Mrs Tomlinson-Blake was a highly qualified care support worker who provided care to two vulnerable adults at their own home. When she worked at night, she was permitted to sleep but had to remain at her place of work. She had no duties to perform except to “keep a listening ear out” while asleep and to attend to emergencies, which were infrequent. For each night shift, she was paid an allowance plus one hour’s pay at the NMW rate. She brought proceedings to recover arrears of wages on the basis that she was entitled to be paid the NMW for each hour of her sleep-in shift. Her work was time work.
The employment tribunal (the “ET”) and, on appeal, the employment appeal tribunal (the “EAT”) found that Mrs Tomlinson-Blake was not merely available for work but actually working throughout her shift, even when asleep. Therefore each hour of her sleep-in shift had to be included in the NMW calculation.
Mr Shannon was an on-call night care assistant at a residential care home. He was provided with free accommodation at the care home and paid a fixed amount per week. He was required to be present in the accommodation from 10 pm to 7 am. He was permitted to sleep during that period, but had to assist if the night care worker on duty required his assistance during those hours. In practice he was rarely called upon. He brought proceedings among other reasons to recover arrears of salary on the basis that he was entitled to be paid the NMW for each hour that he was required to be on-call. Mr Shannon’s work was salaried hours work. The ET and the EAT dismissed Mr Shannon’s claim.
Further appeals in both proceedings were heard together by the Court of Appeal, which held that neither Mrs Tomlinson-Blake nor Mr Shannon was entitled to be paid the NMW for all the hours of their respective sleep-in shifts. The appellants then appealed to the Supreme Court.
The Supreme Court unanimously dismisses the appeals. Lady Arden gives the first judgment. Lord Carnwath, with whom Lord Wilson agrees, and Lord Kitchin give concurring judgments.
Reasons for the Judgment
In ascertaining the meaning of the regulations Lady Arden gives weight to the recommendations of the LPC. This is a statutory body that was set up by the 1998 Act and its membership is widely drawn from both sides of industry and those with relevant knowledge and expertise. The government is bound by the 1998 Act to implement the LPC’s recommendations about the NMW on matters referred to it which require regulation unless it provides reasons to Parliament for not doing so. The government accepted the LPC’s recommendation on sleep-in shifts in its first report. That recommendation was that sleep-in workers should receive an allowance and not the NMW unless they are awake for the purposes of working, and that recommendation was repeated in later reports of the LPC.

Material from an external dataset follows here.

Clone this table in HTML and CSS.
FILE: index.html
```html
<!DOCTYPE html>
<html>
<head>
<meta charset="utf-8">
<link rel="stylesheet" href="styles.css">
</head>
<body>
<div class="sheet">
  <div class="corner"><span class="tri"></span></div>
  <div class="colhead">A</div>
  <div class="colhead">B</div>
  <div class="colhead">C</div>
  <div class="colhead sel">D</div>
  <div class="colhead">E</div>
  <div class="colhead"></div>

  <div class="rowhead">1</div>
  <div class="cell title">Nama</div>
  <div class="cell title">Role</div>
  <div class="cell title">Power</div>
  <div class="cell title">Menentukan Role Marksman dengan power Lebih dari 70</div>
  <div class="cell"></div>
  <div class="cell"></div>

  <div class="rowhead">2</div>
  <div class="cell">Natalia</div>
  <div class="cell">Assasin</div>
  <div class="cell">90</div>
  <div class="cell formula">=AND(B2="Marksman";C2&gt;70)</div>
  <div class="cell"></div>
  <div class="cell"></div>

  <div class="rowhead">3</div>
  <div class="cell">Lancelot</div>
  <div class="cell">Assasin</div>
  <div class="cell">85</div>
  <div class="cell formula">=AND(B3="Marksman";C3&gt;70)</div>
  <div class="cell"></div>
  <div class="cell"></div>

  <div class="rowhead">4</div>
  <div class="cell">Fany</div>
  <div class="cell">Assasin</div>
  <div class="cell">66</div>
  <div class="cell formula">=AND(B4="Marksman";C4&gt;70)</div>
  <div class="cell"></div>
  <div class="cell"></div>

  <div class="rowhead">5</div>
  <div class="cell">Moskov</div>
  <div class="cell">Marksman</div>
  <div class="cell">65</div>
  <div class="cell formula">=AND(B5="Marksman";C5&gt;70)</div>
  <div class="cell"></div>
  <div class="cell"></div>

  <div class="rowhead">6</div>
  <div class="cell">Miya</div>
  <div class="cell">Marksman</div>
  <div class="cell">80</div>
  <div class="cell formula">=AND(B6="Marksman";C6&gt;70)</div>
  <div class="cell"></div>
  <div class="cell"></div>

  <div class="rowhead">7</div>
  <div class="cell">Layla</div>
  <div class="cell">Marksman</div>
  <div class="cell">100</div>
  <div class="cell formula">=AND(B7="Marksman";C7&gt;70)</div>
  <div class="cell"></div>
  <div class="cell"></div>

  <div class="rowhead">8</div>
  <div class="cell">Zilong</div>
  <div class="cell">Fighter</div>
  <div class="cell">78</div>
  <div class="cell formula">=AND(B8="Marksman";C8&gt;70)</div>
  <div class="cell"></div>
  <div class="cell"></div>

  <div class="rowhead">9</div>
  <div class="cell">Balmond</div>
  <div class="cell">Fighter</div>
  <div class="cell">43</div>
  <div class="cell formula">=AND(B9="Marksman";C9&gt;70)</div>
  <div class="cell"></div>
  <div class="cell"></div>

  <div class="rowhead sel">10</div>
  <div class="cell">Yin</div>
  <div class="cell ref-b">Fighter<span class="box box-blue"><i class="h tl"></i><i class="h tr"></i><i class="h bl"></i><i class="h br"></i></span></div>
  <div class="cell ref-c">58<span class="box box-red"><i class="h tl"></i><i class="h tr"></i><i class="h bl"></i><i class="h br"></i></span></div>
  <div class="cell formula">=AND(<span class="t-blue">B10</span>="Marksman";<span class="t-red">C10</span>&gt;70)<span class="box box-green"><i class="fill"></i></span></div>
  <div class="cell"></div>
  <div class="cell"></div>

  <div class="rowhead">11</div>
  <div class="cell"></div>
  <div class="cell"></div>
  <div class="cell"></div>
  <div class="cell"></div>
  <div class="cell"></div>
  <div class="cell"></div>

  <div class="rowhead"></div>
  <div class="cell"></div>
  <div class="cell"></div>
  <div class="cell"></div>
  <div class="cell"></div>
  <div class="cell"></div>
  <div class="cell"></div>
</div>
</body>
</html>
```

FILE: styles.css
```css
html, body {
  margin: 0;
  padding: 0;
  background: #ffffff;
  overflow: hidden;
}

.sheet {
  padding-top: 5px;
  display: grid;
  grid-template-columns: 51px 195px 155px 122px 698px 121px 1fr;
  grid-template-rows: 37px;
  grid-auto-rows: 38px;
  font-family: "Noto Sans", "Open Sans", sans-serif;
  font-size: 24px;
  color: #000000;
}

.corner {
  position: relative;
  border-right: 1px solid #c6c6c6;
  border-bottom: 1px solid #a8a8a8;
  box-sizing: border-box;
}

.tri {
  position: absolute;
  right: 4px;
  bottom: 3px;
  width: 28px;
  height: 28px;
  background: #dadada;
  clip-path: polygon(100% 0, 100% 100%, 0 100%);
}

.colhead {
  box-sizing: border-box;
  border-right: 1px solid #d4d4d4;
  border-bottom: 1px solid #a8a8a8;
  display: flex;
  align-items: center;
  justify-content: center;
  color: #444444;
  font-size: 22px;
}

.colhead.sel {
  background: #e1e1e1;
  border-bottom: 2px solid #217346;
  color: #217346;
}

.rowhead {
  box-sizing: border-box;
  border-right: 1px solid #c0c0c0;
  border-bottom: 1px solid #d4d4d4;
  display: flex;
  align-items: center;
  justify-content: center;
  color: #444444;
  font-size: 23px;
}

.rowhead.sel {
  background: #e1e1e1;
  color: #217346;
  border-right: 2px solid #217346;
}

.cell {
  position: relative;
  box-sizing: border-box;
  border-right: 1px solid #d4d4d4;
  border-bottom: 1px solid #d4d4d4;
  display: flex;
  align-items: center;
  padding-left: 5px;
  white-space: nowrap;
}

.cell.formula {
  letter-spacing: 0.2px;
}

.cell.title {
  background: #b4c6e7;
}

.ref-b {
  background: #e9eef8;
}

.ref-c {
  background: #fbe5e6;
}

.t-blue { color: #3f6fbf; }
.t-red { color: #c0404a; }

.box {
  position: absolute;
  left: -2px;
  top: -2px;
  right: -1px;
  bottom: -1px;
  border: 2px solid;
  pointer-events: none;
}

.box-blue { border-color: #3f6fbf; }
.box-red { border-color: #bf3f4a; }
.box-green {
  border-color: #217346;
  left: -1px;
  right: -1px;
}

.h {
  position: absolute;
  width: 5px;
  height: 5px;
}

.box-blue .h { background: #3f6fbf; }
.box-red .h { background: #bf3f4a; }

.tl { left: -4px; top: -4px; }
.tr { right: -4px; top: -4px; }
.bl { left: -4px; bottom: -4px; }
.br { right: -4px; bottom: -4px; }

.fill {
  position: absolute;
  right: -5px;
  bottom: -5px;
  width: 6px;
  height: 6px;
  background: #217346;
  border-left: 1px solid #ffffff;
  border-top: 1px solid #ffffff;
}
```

Lady Arden concludes that the meaning of the sleep-in provisions in the 1999 regulations and the 2015 regulations is that, if the worker is permitted to sleep during the shift and is only required to respond to emergencies, the hours in question are not included in the NMW calculation for time work or salaried hours work unless the worker is awake for the purpose of working.

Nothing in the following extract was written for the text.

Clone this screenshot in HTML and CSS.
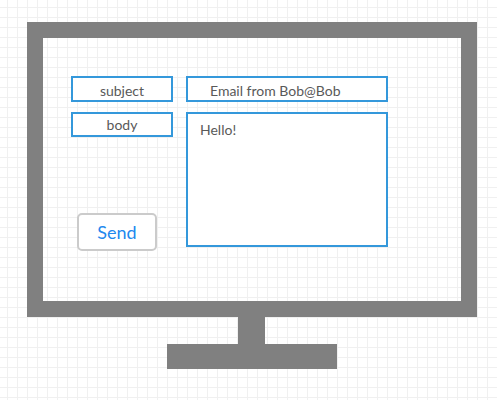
FILE: index.html
```html
<!DOCTYPE html>
<html>
<head>
<meta charset="utf-8">
<link rel="stylesheet" href="styles.css">
</head>
<body>
<div class="page">
  <div class="monitor">
    <div class="screen">
      <div class="form">
        <div class="label label-subject">subject</div>
        <div class="field field-line">Email from Bob@Bob</div>
        <div class="left-col">
          <div class="label label-body">body</div>
          <button class="send">Send</button>
        </div>
        <div class="field field-area">Hello!</div>
      </div>
    </div>
    <div class="neck"></div>
    <div class="base"></div>
  </div>
</div>
</body>
</html>
```
FILE: styles.css
```css
html, body {
  margin: 0;
  padding: 0;
}
body {
  width: 497px;
  height: 400px;
  background-color: #fff;
  background-image:
    linear-gradient(to right, #f0f0f0 1px, transparent 1px),
    linear-gradient(to bottom, #f0f0f0 1px, transparent 1px);
  background-size: 10px 10px;
  background-position: 7px 7px;
  font-family: Lato, "Liberation Sans", sans-serif;
  color: #595959;
}
.page {
  padding: 22px 0 0 27px;
}
.monitor {
  width: 450px;
  display: flex;
  flex-direction: column;
  align-items: center;
}
.screen {
  box-sizing: border-box;
  width: 450px;
  height: 295px;
  border: 16px solid #808080;
  padding: 38px 0 0 28px;
}
.neck {
  width: 27px;
  height: 27px;
  background: #808080;
  margin-left: -1px;
}
.base {
  width: 170px;
  height: 25px;
  background: #808080;
}
.form {
  display: grid;
  grid-template-columns: 102px 202px;
  grid-template-rows: 26px 135px;
  column-gap: 13px;
  row-gap: 10px;
}
.label, .field {
  box-sizing: border-box;
  border: 2px solid #3498db;
  background: #fff;
  font-size: 14px;
}
.label {
  height: 26px;
  display: flex;
  align-items: center;
  justify-content: center;
}
.label-subject {
  padding: 2px 0 0 0;
}
.label-body {
  height: 25px;
  flex-shrink: 0;
  align-self: stretch;
  padding: 0 0 1px 0;
}
.field-line {
  height: 26px;
  display: flex;
  align-items: center;
  padding: 2px 0 0 22px;
}
.field-area {
  height: 135px;
  padding: 7px 0 0 12px;
  line-height: 17px;
}
.left-col {
  display: flex;
  flex-direction: column;
  align-items: flex-start;
}
.send {
  box-sizing: border-box;
  flex-shrink: 0;
  margin: 76px 0 0 6px;
  width: 80px;
  height: 38px;
  border: 2px solid #cbcbcb;
  border-radius: 5px;
  background: #fff;
  color: #2288ee;
  font-family: Lato, "Liberation Sans", sans-serif;
  font-size: 18px;
  padding: 0 0 1px 0;
}
```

Lady Arden considers that previous cases, including Burrow Down Support Services Ltd v Rossiter  ICR 1172, British Nursing Association v Inland Revenue  EWCA Civ 494 (“British Nursing”) and Scottbridge Construction Ltd v Wright  IRLR 21 were wrongly decided and should be overruled.
Accordingly, in the case of each appeal, the time when by arrangement Mrs Tomlinson-Blake and Mr Shannon were permitted to sleep should only be taken into account for the purpose of calculating whether they were paid the NMW to the extent that they were awake for the purposes of working and the entire shift did not fall to be taken into account for this purpose.
Lord Carnwath (with Lord Wilson) agrees that the appeals should be dismissed for the reasons that Lady Arden gives, and that British Nursing should no longer be regarded as authoritative, but on the ground that the Court of Appeal could not properly have concluded that the employees were working for the whole of their shifts, and that it is unnecessary to consider the treatment of particular activities within that period.
Lord Kitchin also agrees that appeals should be dismissed for the reasons that Lady Arden gives. The effect of the sleep-in provision cannot be avoided by saying that a sleep-in worker is performing “work” within the meaning of the regulations. British Nursing further illustrates how a failure to interpret the relevant regulations as a whole can lead to error.